Oui, on peut effectivement penser que la gauche de la gauche passe les plats à l'extrême droite, alors que déjà, pour cette compétition institutionnelle, l'actuel pouvoir l'a placée au centre, pour profiter au mieux des biais électoraux.

Le risque couru là, c'est, qu'en plus des espoirs déçus (les miens tout autant), les colères qui subsisteront après cette passade électoraliste, s'expriment sur les fondamentaux de l'extrême droite ensuite, on ne les connaît que trop, et que le Capital profite de la crise pour pousser encore ses feux, après cet arrêt pandémique.

Une des crises majeures, celle de la destruction progressive des conditions de vie sur la planète, par un système capitaliste prédateur, qui est dès aujourd'hui à la fois révélateur et amplificateur, se trouve de fait réduite à argument de programme électoral, voire même enseigne de boutique.

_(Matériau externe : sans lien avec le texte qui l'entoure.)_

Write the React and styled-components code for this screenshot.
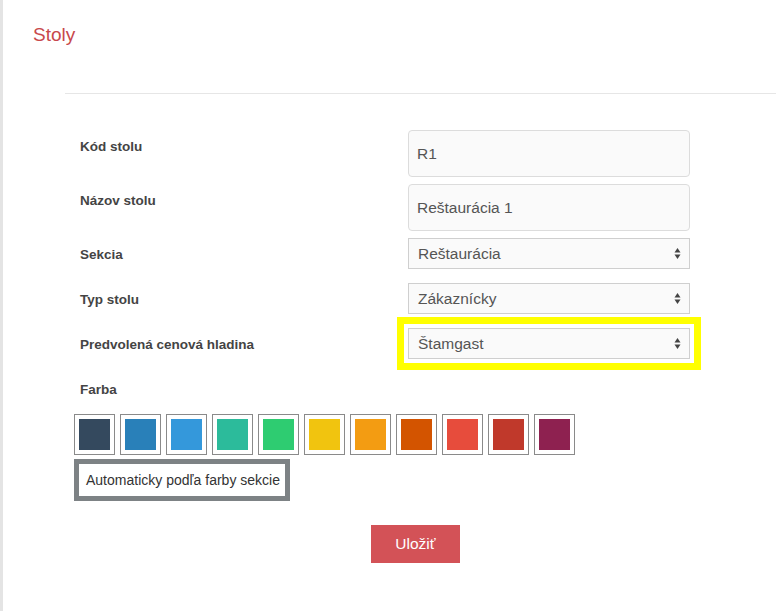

Là aussi, le risque est que dès demain, les replis sur soi politiques réduisent à néant tout effort de "mondialiser" cette crise, et d'en faire à la fois un moteur de lutte anticapitaliste et la construction de réponses où la planète, le vivant, les ressources, seraient  mises au service de la protection et du développement du vivant, et où l'humanisme serait avant tout la conscience de faire partie d'un tout.

Je sais, je sais, tout cela est dans le programme et je devrais le lire. Je sais aussi que je n'ai pas abordé les questions intersectionnelles, pour faire court, ni la laïcité, ni les violences policières, ni les guerres, ni....

Reste qu'aller chercher le drapeau du populisme n'a rien d'une garantie, car c'est celui du suivisme, plus que de la conscience.